With the images removed, repeat the data below exactly.
________________
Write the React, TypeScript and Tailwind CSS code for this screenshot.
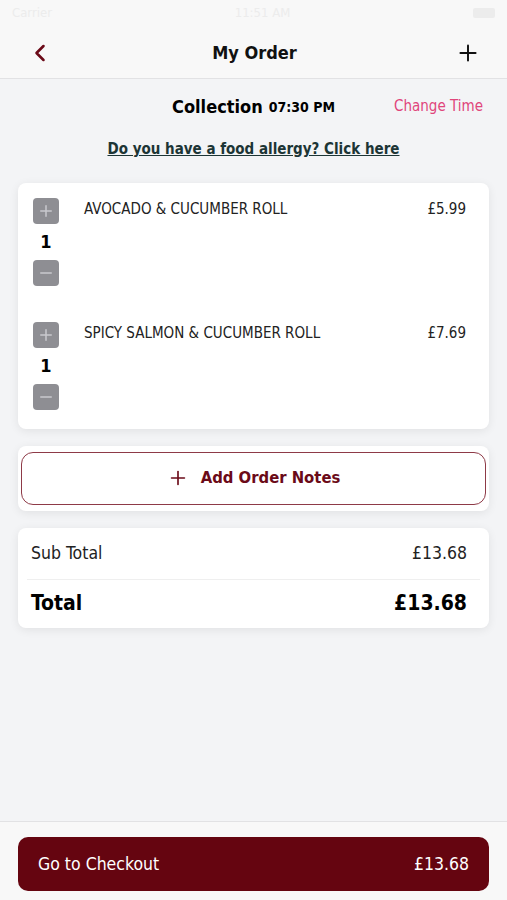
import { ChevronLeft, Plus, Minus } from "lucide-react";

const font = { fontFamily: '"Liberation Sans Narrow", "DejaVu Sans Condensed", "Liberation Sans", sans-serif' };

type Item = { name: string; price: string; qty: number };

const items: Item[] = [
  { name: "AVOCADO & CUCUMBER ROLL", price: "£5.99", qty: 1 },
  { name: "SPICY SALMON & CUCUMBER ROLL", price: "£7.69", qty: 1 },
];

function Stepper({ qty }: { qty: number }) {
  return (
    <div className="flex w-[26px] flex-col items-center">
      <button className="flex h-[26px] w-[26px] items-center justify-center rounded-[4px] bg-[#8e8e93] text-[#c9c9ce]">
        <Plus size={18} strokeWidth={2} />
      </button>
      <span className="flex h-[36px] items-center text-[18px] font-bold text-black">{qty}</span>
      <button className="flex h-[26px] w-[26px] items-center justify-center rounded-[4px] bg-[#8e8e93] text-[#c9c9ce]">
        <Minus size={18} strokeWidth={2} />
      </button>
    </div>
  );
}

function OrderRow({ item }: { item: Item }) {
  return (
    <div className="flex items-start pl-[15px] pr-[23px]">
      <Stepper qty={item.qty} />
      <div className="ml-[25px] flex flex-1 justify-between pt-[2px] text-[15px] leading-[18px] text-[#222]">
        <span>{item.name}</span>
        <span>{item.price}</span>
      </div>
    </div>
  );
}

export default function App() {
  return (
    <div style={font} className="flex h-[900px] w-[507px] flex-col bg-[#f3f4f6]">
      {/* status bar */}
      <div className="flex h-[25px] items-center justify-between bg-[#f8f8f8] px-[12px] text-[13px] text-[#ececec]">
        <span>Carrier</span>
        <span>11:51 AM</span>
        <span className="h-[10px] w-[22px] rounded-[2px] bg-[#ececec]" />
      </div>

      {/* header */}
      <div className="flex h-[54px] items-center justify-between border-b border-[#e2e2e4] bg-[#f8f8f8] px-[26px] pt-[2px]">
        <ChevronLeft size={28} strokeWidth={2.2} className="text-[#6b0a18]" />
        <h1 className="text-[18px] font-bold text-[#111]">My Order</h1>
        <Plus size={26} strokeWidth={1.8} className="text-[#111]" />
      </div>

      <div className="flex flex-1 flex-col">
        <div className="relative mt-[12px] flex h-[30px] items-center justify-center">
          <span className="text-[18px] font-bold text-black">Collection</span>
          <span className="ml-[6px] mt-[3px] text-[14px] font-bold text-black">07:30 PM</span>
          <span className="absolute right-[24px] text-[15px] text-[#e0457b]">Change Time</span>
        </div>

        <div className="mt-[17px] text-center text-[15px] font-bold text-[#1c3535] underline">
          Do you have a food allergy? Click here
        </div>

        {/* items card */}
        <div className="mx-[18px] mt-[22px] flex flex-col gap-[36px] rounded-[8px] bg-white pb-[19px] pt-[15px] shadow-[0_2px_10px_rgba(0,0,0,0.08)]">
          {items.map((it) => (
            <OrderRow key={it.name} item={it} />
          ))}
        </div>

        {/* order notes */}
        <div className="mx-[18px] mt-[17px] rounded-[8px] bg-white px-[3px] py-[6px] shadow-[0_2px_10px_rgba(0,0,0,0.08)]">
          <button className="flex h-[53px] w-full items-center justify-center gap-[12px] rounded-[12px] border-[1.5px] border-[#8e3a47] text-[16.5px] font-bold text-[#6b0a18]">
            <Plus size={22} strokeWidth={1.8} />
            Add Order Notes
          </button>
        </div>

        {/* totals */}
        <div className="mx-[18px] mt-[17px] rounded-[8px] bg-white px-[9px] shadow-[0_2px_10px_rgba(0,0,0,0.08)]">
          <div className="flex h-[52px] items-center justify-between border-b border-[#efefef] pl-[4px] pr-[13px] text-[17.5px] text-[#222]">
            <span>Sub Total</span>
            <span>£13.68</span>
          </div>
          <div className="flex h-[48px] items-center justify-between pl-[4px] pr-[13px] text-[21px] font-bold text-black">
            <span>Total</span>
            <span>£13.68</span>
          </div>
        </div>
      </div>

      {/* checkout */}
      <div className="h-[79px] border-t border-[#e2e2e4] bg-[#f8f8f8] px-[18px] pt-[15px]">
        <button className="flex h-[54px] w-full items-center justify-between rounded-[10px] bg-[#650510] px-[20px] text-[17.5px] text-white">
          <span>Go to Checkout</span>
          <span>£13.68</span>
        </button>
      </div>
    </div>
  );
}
________________
Full answer:
Write the React, TypeScript and Tailwind CSS code for this screenshot.
import { ChevronLeft, Plus, Minus } from "lucide-react";

const font = { fontFamily: '"Liberation Sans Narrow", "DejaVu Sans Condensed", "Liberation Sans", sans-serif' };

type Item = { name: string; price: string; qty: number };

const items: Item[] = [
  { name: "AVOCADO & CUCUMBER ROLL", price: "£5.99", qty: 1 },
  { name: "SPICY SALMON & CUCUMBER ROLL", price: "£7.69", qty: 1 },
];

function Stepper({ qty }: { qty: number }) {
  return (
    <div className="flex w-[26px] flex-col items-center">
      <button className="flex h-[26px] w-[26px] items-center justify-center rounded-[4px] bg-[#8e8e93] text-[#c9c9ce]">
        <Plus size={18} strokeWidth={2} />
      </button>
      <span className="flex h-[36px] items-center text-[18px] font-bold text-black">{qty}</span>
      <button className="flex h-[26px] w-[26px] items-center justify-center rounded-[4px] bg-[#8e8e93] text-[#c9c9ce]">
        <Minus size={18} strokeWidth={2} />
      </button>
    </div>
  );
}

function OrderRow({ item }: { item: Item }) {
  return (
    <div className="flex items-start pl-[15px] pr-[23px]">
      <Stepper qty={item.qty} />
      <div className="ml-[25px] flex flex-1 justify-between pt-[2px] text-[15px] leading-[18px] text-[#222]">
        <span>{item.name}</span>
        <span>{item.price}</span>
      </div>
    </div>
  );
}

export default function App() {
  return (
    <div style={font} className="flex h-[900px] w-[507px] flex-col bg-[#f3f4f6]">
      {/* status bar */}
      <div className="flex h-[25px] items-center justify-between bg-[#f8f8f8] px-[12px] text-[13px] text-[#ececec]">
        <span>Carrier</span>
        <span>11:51 AM</span>
        <span className="h-[10px] w-[22px] rounded-[2px] bg-[#ececec]" />
      </div>

      {/* header */}
      <div className="flex h-[54px] items-center justify-between border-b border-[#e2e2e4] bg-[#f8f8f8] px-[26px] pt-[2px]">
        <ChevronLeft size={28} strokeWidth={2.2} className="text-[#6b0a18]" />
        <h1 className="text-[18px] font-bold text-[#111]">My Order</h1>
        <Plus size={26} strokeWidth={1.8} className="text-[#111]" />
      </div>

      <div className="flex flex-1 flex-col">
        <div className="relative mt-[12px] flex h-[30px] items-center justify-center">
          <span className="text-[18px] font-bold text-black">Collection</span>
          <span className="ml-[6px] mt-[3px] text-[14px] font-bold text-black">07:30 PM</span>
          <span className="absolute right-[24px] text-[15px] text-[#e0457b]">Change Time</span>
        </div>

        <div className="mt-[17px] text-center text-[15px] font-bold text-[#1c3535] underline">
          Do you have a food allergy? Click here
        </div>

        {/* items card */}
        <div className="mx-[18px] mt-[22px] flex flex-col gap-[36px] rounded-[8px] bg-white pb-[19px] pt-[15px] shadow-[0_2px_10px_rgba(0,0,0,0.08)]">
          {items.map((it) => (
            <OrderRow key={it.name} item={it} />
          ))}
        </div>

        {/* order notes */}
        <div className="mx-[18px] mt-[17px] rounded-[8px] bg-white px-[3px] py-[6px] shadow-[0_2px_10px_rgba(0,0,0,0.08)]">
          <button className="flex h-[53px] w-full items-center justify-center gap-[12px] rounded-[12px] border-[1.5px] border-[#8e3a47] text-[16.5px] font-bold text-[#6b0a18]">
            <Plus size={22} strokeWidth={1.8} />
            Add Order Notes
          </button>
        </div>

        {/* totals */}
        <div className="mx-[18px] mt-[17px] rounded-[8px] bg-white px-[9px] shadow-[0_2px_10px_rgba(0,0,0,0.08)]">
          <div className="flex h-[52px] items-center justify-between border-b border-[#efefef] pl-[4px] pr-[13px] text-[17.5px] text-[#222]">
            <span>Sub Total</span>
            <span>£13.68</span>
          </div>
          <div className="flex h-[48px] items-center justify-between pl-[4px] pr-[13px] text-[21px] font-bold text-black">
            <span>Total</span>
            <span>£13.68</span>
          </div>
        </div>
      </div>

      {/* checkout */}
      <div className="h-[79px] border-t border-[#e2e2e4] bg-[#f8f8f8] px-[18px] pt-[15px]">
        <button className="flex h-[54px] w-full items-center justify-between rounded-[10px] bg-[#650510] px-[20px] text-[17.5px] text-white">
          <span>Go to Checkout</span>
          <span>£13.68</span>
        </button>
      </div>
    </div>
  );
}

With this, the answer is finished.